The use of computers is part of this actuarial trend. Automated administration, scoring, and even computer-generated narrative descriptions and interpretations of projective personality tests are now being used a great deal. Examples include the MMPI-2 reports (Greene, 1991) and the Exner Rorschach reports (Exner, 1993). There are, however, some problems associated with this trend in that it is being used and perhaps relied on more than may be warranted. Given the generally positive, but rather limited empirical base, many more reliability and validity studies with varied populations are needed to document and improve the automated approach to assessing personality.

Given the positive reviews of the actuarial approaches, the trend with respect to objective personality tests such as the MMPI-2 and the Million tests is toward increased use of automated assessment. Here the cookbook actuarial data set is fed into a computer that then produces a comprehensive descriptive narrative interpretation with a great deal of statistical, predictive power.


Exner, J.E. (1993). A Rorschach workbook for the comprehensive system. Bayville: Rorschach Workshop.
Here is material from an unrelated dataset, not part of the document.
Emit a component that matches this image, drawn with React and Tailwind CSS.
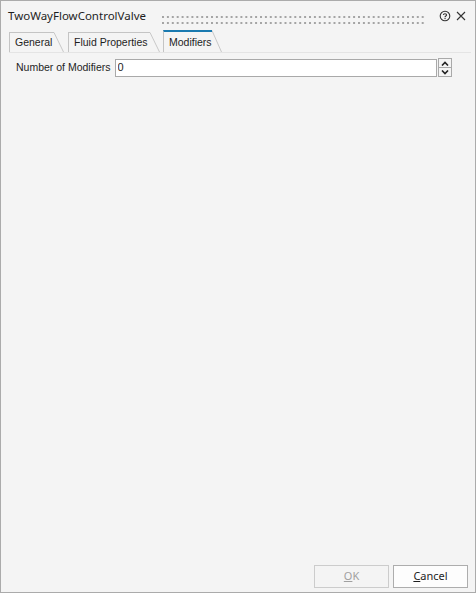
import React, { useState } from 'react';

const titleFont = { fontFamily: '"Noto Sans", "Open Sans", sans-serif' };
const uiFont = { fontFamily: '"Liberation Sans", Arial, sans-serif' };

const tabs = [
  { label: 'General', w: 'w-[45px]' },
  { label: 'Fluid Properties', w: 'w-[82px]' },
  { label: 'Modifiers', w: 'w-[49px]' }
];

const Tab = ({ label, w, active, onClick }) => (
  <div className={'flex items-stretch cursor-default ' + (active ? 'h-[22px]' : 'h-[20px]')} onClick={onClick}>
    <div
      className={
        w + ' flex items-center pl-[5px] border-l border-[#c4c4c4] ' +
        (active ? 'border-t-2 border-t-[#1a7ab0]' : 'border-t border-t-[#c4c4c4]')
      }
    >
      <span className="leading-none text-[10.5px] text-[#1e1e1e] whitespace-nowrap">{label}</span>
    </div>
    <svg width="10" viewBox="0 0 10 20" preserveAspectRatio="none" className="h-full">
      <path d="M0 0.5 L9.5 20" stroke="#c8c8c8" strokeWidth="1" fill="none" vectorEffect="non-scaling-stroke" />
    </svg>
  </div>
);

// dotted drag grip in the title bar
const Grip = () => (
  <svg className="flex-1 h-[16px] ml-[16px] mr-[13px]">
    <defs>
      <pattern id="dots" x="0" y="8" width="4.9" height="6" patternUnits="userSpaceOnUse">
        <rect x="0" y="0" width="2" height="2" fill="#a4a4a4" />
      </pattern>
    </defs>
    <rect x="0" y="8" width="100%" height="8" fill="url(#dots)" />
  </svg>
);

export default function App() {
  const [tab, setTab] = useState('Modifiers');
  const [count, setCount] = useState(0);

  return (
    <div style={uiFont} className="w-[476px] h-[593px] border border-[#ababab] bg-[#f4f4f4] flex flex-col text-[10.5px] text-[#1e1e1e]">
      {/* title bar */}
      <div className="flex items-center h-[30px] pl-[7px] pr-[9px]">
        <span style={titleFont} className="text-[11.5px] text-[#1e1e1e]">TwoWayFlowControlValve</span>
        <Grip />
        <svg width="12" height="12" viewBox="0 0 12 12" className="mr-[5px]">
          <circle cx="6" cy="6" r="4.8" stroke="#333" strokeWidth="1.1" fill="none" />
          <path d="M4.4 4.9 C4.4 3.3 7.6 3.3 7.6 4.9 C7.6 6 6 6 6 7.2" stroke="#333" strokeWidth="1.1" fill="none" />
          <rect x="5.5" y="8" width="1.1" height="1.1" fill="#333" />
        </svg>
        <svg width="10" height="10" viewBox="0 0 10 10">
          <path d="M1 1 L9 9 M9 1 L1 9" stroke="#333" strokeWidth="1.1" />
        </svg>
      </div>

      {/* tabs */}
      <div className="flex items-end h-[22px] ml-[8px] mr-[4px] border-b border-[#e4e4e4]">
        {tabs.map((t, i) => (
          <div key={t.label} className={i === 0 ? '' : i === 1 ? 'ml-[4px]' : 'ml-[3px]'}>
            <Tab label={t.label} w={t.w} active={t.label === tab} onClick={() => setTab(t.label)} />
          </div>
        ))}
      </div>

      {/* content */}
      <div className="flex items-center mt-[5px] pl-[15px] pr-[23px]">
        <span className="mr-[4px] whitespace-nowrap">Number of Modifiers</span>
        <div className="flex-1 flex h-[18px] border border-[#a9a9a9] bg-white">
          <input
            value={count}
            onChange={e => setCount(e.target.value)}
            className="flex-1 px-[2px] text-[11px] outline-none bg-transparent"
            style={uiFont}
          />
        </div>
        <div className="flex flex-col w-[14px] h-[19px] ml-[1px] border border-[#a9a9a9] bg-[#f4f4f4]">
          <button className="flex-1 flex items-center justify-center border-b border-[#a9a9a9]" onClick={() => setCount(Number(count) + 1)}>
            <svg width="8" height="5" viewBox="0 0 8 5"><path d="M1 4.5 L4 1.5 L7 4.5" stroke="#222" strokeWidth="1.6" fill="none" /></svg>
          </button>
          <button className="flex-1 flex items-center justify-center" onClick={() => setCount(Math.max(0, Number(count) - 1))}>
            <svg width="8" height="5" viewBox="0 0 8 5"><path d="M1 0.5 L4 3.5 L7 0.5" stroke="#222" strokeWidth="1.6" fill="none" /></svg>
          </button>
        </div>
      </div>

      <div className="flex-1" />

      {/* buttons */}
      <div className="flex justify-end gap-[4px] pr-[7px] pb-[4px]">
        <button disabled className="w-[75px] h-[23px] border border-[#cccccc] bg-[#f4f4f4] text-[#a0a0a0] text-[11px]" style={titleFont}>
          <span className="underline">O</span>K
        </button>
        <button className="w-[75px] h-[23px] border border-[#adadad] bg-[#fdfdfd] text-[#1e1e1e] text-[11px]" style={titleFont}>
          <span className="underline">C</span>ancel
        </button>
      </div>
    </div>
  );
}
Greene, R.L. (1991). The MMPI-2: An interpretive manual. New York: Allyn and Bacon.

Lanyon, R.I., & Goodstein, L.D. (1992). Personality assessment. New York, NY: University Press of America.

Mark, J. H., & Daniel, L. S. (2003). Comprehensive Handbook of Psychological Assessment, Personality Assessment. Hoboken, New Jersey: John Wiley & Sons.

McAdams, D. P. (2009). The person: An introduction to the science of personality psychology. Hoboken, NJ: John Wiley & Sons, Inc.

Weiner, R. L. & Greene, I. B. (2008). Handbook of personality assessment. Hoboken, NJ: John Wiley & Sons, Inc.